Soweit der Antragsteller mit unterschiedlichen Gründen behauptet, dass sich die gegen ihn erhobenen Vorwürfe strafrechtlich relevanten Verhaltens nicht (jedenfalls nicht in dem in der Anklageschrift formulierten Umfang) aufrechterhalten ließen, ist eine abschließende Prüfung dieser Fragen dem sachnäheren Strafverfahren vorbehalten. Dies beruht auf folgenden Erwägungen: Bei einem Zusammentreffen von Disziplinar- und Strafverfahren wegen sachgleicher strafrechtlich relevanter Vorwürfe gilt ein in § 22 Abs. 1 und § 23 Abs. 1 BDG gesetzlich zum Ausdruck kommender Vorrang des strafrechtlichen Verfahrens, der nicht nur auf rein verfahrensökonomischen Erwägungen beruht, sondern inhaltlich widersprechende straf- und disziplinarrechtliche Entscheidungen vermeiden, dem Schutz des Beamten vor der Notwendigkeit einer u.U. mehrfachen Verteidigung in unterschiedlich ausgestalteten Verfahren dienen und vor allem dem Umstand Rechnung tragen soll, dass die Aufklärung eines sowohl strafrechtlich als auch disziplinarrechtlich bedeutsamen Sachverhalts vom Gesetzgeber vorrangig den Strafgerichten übertragen wurde, deren Prozessordnung in besonderer Weise darauf angelegt ist, ein rechtsstaatlich ausgestaltetes und zugleich effektives Verfahren zu gewährleisten (vgl. SächsOVG, B.v. 26.9.2013 – D 6 B 151/11 – juris Rn. 19). Der Einwand, die Vorwürfe seien nicht tragfähig, kann daher im vorliegenden Verfahren keine Berücksichtigung finden. Im Übrigen sind die Einwände des Antragstellers sämtlich nicht geeignet, die Sachverhaltsfeststellungen der Anklageschrift in Frage zu stellen. Die Anklageschrift basiert nicht allein auf den Aussagen der vom Antragsteller genannten Zeugen, sondern weiteren Zeugen und insbesondere Urkundenbeweisen. Hinsichtlich der vom Antragsteller genannten „Hochrechnung“ fehlt jedweder substantiierte Vortrag. Nur mit dem Schlagwörtern „Willkür“ und „schlichtweg unhaltbar“ genügt der Antragsteller seiner Darlegungslast nicht.

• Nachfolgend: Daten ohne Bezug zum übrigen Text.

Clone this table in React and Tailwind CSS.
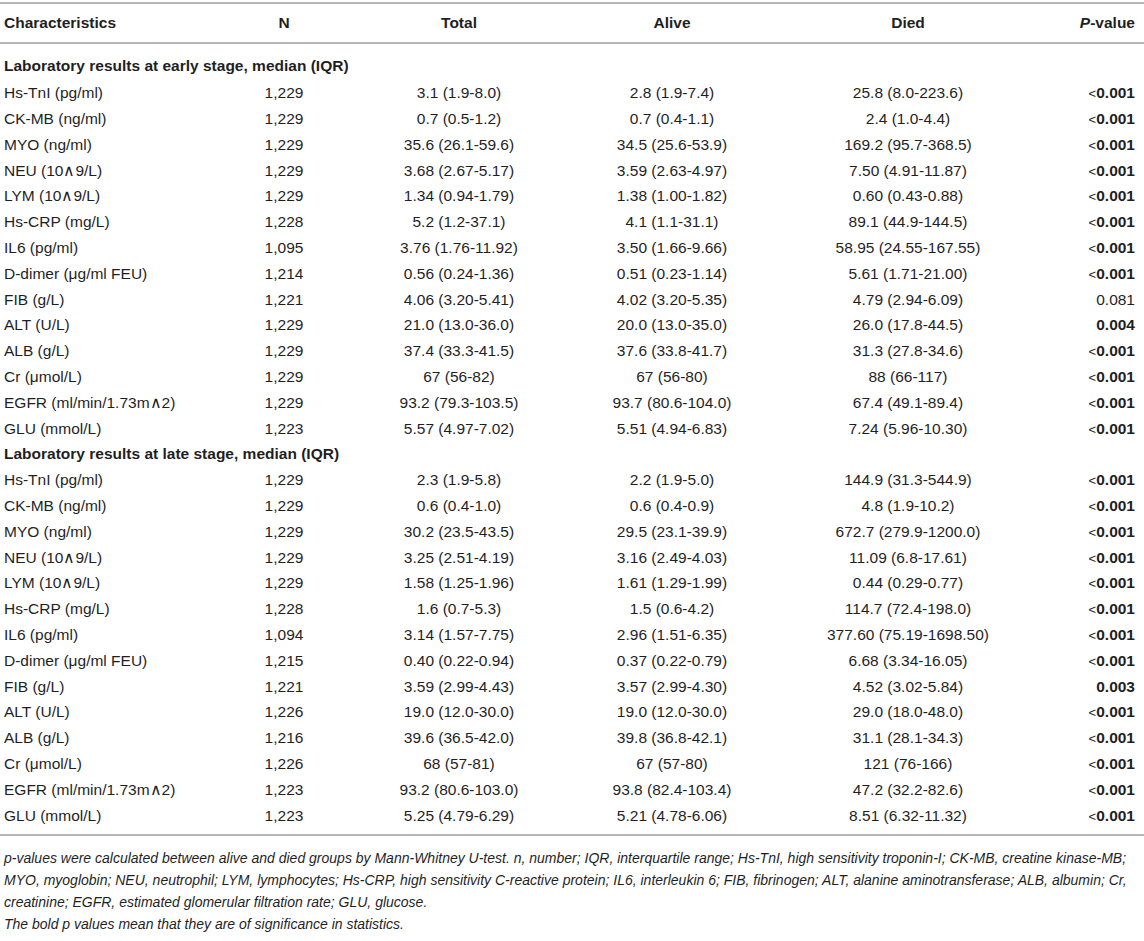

Auch soweit der Antragsteller vorträgt, die Aufhebung des Haftbefehls vom 24. November 2016 in der Hauptverhandlung vom 10. August 2017 sei Indiz dafür, dass das Strafgericht selbst erhebliche Zweifel daran habe, dass sich der in der Anklageschrift formulierte Schuldvorwurf aufrechterhalten lasse, ist eine Abänderung des angefochtenen Beschlusses nicht veranlasst. Die Gründe, welche im Einzelnen zur Aufhebung eines Haftbefehls führen können, sind vielfältig. Nach § 120 Abs. 1 Satz 1 StPO ist der Haftbefehl aufzuheben, sobald die Voraussetzungen der Untersuchungshaft nicht mehr vorliegen oder sich ergibt, dass die weitere Untersuchungshaft zu der Bedeutung der Sache und der zu erwartenden Strafe oder Maßregel der Besserung und Sicherung außer Verhältnis stehen würde. Der Haftbefehl könnte also aufgehoben worden sein, weil kein dringender Tatverdacht mehr bestand oder die Verdunkelungsgefahr entfallen ist. Die Aufhebung könnte auch dem Umstand geschuldet sein, dass der Vollzug der Untersuchungshaft nach § 121 Abs. 1 StPO grundsätzlich auf sechs Monate beschränkt und die durch die Rechtsprechung gebildete zeitliche Obergrenze zu beachten ist, wonach der Vollzug der Untersuchungshaft von mehr als einem Jahr Dauer bis zum Beginn der Hauptverhandlung oder dem Erlass des Urteils nur in ganz besonderen Ausnahmefällen gerechtfertigt werden kann (Böhm in Münchener Kommentar zur StPO, 1. Aufl. 2014, § 120 Rn. 12). Mit der Vorlage des Protokolls der mündlichen Verhandlung vom 10. August 2017, auf dem die Seite 3 nahezu gänzlich geweißt ist und sich bis auf die Worte „Der Vorsitzende verkündete sodann weiter folgende“ nur der Beschluss „Der Haftbefehl des Amtsgerichts Ansbach vom 24.11.2016 wird aufgehoben“ findet, hat der Antragsteller bewusst auf eine Offenlegung der Gründe für die Aufhebung des Haftbefehls verzichtet. Er hat nicht dargelegt, dass der Haftbefehl deshalb aufgehoben worden ist, weil kein dringender Tatverdacht mehr besteht, sondern dies lediglich behauptet. Mangels substantiierten Vortrags kann die Aufhebung des Haftbefehls damit nicht zu Gunsten des Antragstellers Berücksichtigung finden. Ohne jeden rechtlichen Belang ist schließlich, dass bereits 40 Hauptverhandlungstage stattgefunden haben und die Richter „rechtliches Neuland“ betreten sollen. Diese Umstände verhalten sich nicht zur Frage, ob der vorgeworfene Sachverhalt dem Antragsteller mit hinreichender Wahrscheinlichkeit nachweisbar ist.
3. Die Kostenentscheidung beruht auf § 77 Abs. 1 BDG, § 154 Abs. 2 VwGO.